### Aim of the task
Find and copy every line in the records that includes the string "with".

### Data supplied
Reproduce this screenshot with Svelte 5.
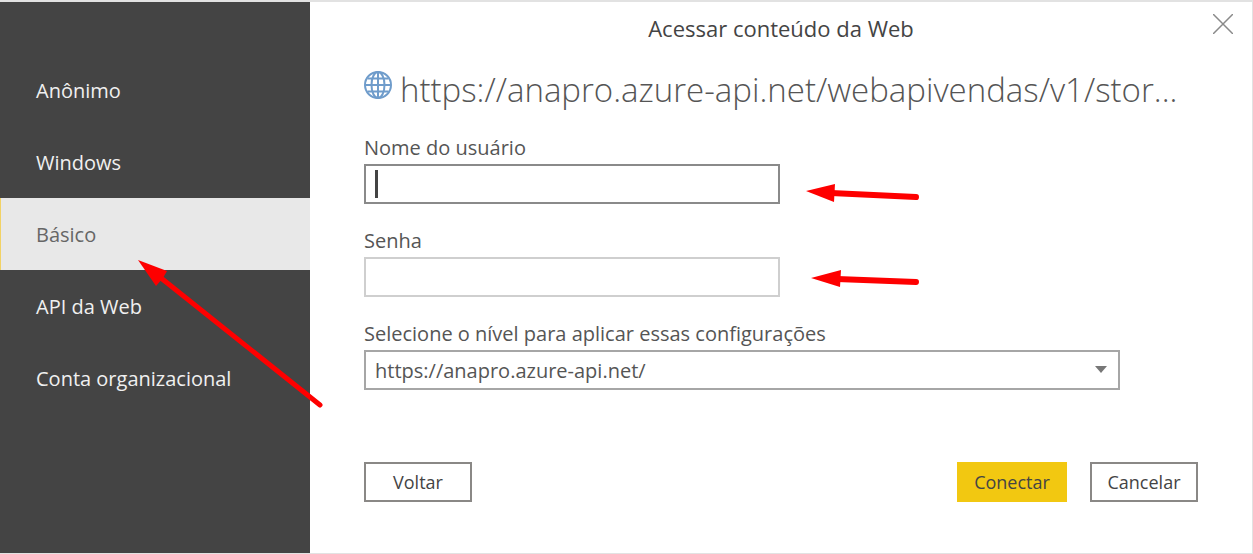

---

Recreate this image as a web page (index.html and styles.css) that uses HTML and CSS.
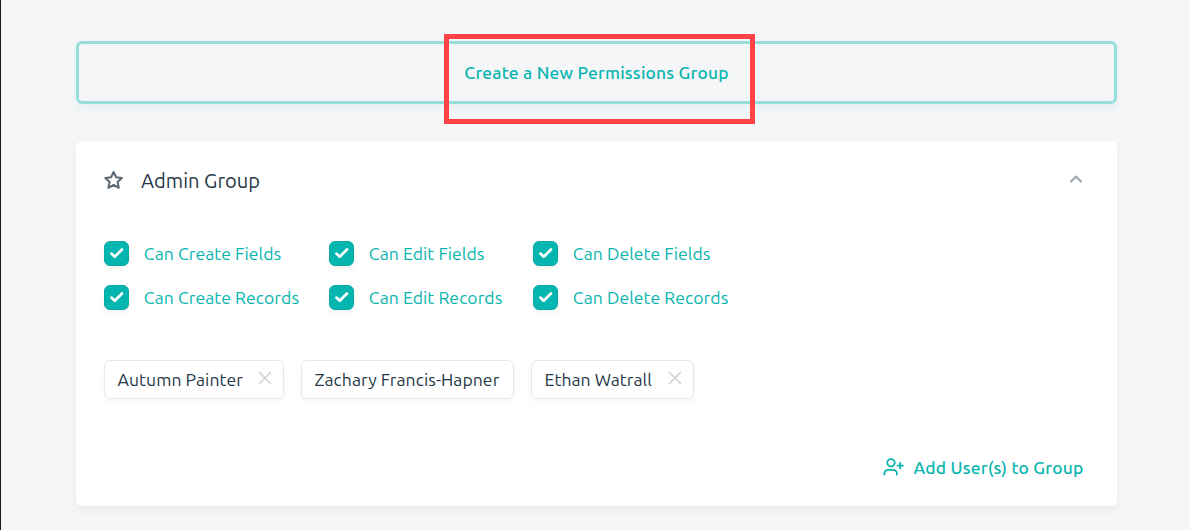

--

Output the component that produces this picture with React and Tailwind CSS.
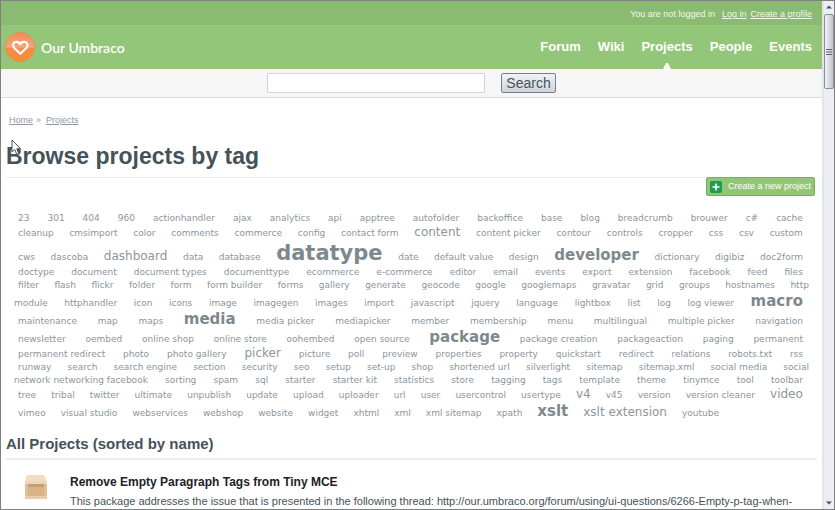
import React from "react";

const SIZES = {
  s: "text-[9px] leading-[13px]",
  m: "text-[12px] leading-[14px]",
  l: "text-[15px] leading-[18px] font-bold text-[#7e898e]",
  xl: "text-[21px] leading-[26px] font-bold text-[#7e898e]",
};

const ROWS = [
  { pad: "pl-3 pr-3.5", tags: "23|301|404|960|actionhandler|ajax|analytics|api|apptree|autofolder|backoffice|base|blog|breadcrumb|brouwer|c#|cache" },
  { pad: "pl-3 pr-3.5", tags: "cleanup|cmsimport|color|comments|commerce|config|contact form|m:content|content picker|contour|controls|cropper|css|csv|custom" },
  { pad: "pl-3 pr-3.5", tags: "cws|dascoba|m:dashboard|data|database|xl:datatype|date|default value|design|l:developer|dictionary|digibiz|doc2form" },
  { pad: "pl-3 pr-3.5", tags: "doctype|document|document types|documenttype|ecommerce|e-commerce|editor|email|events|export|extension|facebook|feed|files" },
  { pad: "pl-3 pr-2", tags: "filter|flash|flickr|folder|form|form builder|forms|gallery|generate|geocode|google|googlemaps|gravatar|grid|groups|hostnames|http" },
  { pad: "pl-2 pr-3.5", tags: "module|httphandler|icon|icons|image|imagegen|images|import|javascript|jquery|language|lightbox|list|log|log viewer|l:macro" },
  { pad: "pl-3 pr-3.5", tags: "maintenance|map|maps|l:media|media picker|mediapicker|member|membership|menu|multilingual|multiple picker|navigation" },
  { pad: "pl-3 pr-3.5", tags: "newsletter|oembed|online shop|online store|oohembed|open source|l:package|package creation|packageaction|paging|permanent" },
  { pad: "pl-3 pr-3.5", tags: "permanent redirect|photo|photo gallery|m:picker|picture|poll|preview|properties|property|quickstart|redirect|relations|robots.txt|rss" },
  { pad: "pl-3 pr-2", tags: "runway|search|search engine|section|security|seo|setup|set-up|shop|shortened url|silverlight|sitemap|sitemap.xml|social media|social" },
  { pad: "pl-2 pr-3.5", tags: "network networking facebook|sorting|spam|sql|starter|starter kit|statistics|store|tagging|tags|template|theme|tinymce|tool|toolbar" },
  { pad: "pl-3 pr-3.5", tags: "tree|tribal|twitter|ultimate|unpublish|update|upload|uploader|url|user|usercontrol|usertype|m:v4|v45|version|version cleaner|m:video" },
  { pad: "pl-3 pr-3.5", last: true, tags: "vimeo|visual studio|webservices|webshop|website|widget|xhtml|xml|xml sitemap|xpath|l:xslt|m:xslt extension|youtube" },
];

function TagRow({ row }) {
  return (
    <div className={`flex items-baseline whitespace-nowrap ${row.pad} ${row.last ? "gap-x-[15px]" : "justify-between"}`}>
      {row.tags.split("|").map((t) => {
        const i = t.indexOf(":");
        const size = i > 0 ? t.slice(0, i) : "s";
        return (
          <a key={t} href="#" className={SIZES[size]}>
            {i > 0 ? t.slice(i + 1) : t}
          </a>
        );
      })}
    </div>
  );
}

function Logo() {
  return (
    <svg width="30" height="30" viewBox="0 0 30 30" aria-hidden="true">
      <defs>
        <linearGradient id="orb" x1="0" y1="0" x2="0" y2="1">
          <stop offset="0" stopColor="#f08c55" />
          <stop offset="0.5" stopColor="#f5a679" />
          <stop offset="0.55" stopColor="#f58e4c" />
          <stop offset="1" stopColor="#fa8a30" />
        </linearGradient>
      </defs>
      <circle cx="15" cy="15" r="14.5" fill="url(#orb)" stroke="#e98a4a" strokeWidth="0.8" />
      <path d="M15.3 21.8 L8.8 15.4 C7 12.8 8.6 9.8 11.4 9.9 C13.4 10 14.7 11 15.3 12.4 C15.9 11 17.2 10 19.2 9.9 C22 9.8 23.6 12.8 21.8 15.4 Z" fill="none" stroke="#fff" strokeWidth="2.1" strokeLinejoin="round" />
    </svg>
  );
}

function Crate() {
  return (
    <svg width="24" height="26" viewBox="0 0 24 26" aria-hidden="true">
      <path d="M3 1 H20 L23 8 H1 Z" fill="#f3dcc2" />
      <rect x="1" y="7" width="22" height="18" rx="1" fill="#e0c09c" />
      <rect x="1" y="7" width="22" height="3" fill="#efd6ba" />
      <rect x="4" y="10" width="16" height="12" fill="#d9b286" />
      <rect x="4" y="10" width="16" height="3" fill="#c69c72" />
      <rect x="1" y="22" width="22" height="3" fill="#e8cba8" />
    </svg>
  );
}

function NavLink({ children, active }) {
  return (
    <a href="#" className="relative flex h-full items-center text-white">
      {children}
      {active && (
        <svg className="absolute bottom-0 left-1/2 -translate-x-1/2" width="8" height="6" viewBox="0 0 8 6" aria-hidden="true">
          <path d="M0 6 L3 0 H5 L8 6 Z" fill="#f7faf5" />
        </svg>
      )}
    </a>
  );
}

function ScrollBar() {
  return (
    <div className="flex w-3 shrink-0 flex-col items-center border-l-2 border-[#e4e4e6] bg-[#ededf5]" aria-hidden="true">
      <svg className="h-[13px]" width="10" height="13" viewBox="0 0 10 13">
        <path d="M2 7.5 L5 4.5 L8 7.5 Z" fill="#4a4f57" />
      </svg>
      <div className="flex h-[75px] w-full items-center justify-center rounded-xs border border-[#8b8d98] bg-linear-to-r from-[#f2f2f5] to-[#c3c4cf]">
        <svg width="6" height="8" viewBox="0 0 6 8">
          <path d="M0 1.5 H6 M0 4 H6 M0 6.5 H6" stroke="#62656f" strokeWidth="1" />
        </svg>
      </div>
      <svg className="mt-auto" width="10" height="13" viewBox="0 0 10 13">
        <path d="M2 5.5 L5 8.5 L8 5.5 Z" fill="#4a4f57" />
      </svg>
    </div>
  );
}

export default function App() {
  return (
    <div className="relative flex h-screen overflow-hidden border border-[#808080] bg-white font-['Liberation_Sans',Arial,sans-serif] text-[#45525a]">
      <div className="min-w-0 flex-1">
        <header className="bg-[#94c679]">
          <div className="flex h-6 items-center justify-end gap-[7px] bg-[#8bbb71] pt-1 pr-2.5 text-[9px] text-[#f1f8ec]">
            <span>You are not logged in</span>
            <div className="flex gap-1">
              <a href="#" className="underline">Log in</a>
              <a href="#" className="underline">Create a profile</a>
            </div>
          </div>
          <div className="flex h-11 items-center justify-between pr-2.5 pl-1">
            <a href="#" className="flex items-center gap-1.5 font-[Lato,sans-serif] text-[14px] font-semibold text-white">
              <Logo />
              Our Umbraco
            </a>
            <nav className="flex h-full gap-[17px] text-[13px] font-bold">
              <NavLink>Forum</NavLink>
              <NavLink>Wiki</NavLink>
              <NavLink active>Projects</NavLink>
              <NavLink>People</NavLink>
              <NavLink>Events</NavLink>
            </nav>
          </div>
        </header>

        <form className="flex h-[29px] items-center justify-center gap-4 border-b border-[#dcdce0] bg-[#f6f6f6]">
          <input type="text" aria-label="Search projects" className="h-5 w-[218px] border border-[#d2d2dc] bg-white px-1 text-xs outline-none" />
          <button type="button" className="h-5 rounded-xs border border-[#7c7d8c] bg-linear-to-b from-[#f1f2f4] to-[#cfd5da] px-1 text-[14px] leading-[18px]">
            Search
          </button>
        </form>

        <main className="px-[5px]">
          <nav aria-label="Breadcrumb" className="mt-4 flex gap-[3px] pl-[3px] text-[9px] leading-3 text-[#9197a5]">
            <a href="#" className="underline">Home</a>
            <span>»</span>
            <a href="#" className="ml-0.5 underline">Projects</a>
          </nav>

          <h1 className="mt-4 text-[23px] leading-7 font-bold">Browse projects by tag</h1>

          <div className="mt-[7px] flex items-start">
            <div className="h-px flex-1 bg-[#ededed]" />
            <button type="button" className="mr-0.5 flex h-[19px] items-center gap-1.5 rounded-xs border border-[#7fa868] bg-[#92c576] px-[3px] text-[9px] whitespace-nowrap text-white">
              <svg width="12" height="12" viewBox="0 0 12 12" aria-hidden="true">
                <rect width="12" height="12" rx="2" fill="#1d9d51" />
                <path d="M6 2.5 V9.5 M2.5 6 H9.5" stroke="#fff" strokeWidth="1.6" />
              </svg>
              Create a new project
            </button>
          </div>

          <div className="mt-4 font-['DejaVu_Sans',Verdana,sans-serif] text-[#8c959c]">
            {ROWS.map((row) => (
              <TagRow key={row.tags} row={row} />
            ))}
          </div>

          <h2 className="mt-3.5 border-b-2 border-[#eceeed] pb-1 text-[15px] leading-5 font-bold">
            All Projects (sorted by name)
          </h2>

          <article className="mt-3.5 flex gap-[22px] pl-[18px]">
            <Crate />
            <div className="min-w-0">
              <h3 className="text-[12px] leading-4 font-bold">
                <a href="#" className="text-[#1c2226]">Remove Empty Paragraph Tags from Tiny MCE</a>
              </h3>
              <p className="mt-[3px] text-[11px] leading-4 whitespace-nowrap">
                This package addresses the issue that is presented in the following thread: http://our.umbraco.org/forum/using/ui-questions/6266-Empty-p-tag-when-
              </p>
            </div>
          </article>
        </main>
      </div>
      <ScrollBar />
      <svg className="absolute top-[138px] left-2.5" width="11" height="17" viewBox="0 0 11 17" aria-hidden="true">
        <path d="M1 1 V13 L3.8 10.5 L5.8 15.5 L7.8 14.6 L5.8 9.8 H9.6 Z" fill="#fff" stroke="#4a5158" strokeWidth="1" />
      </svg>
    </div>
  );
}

### Answer to this exercise
Reproduce this screenshot with Svelte 5.
Output the component that produces this picture with React and Tailwind CSS.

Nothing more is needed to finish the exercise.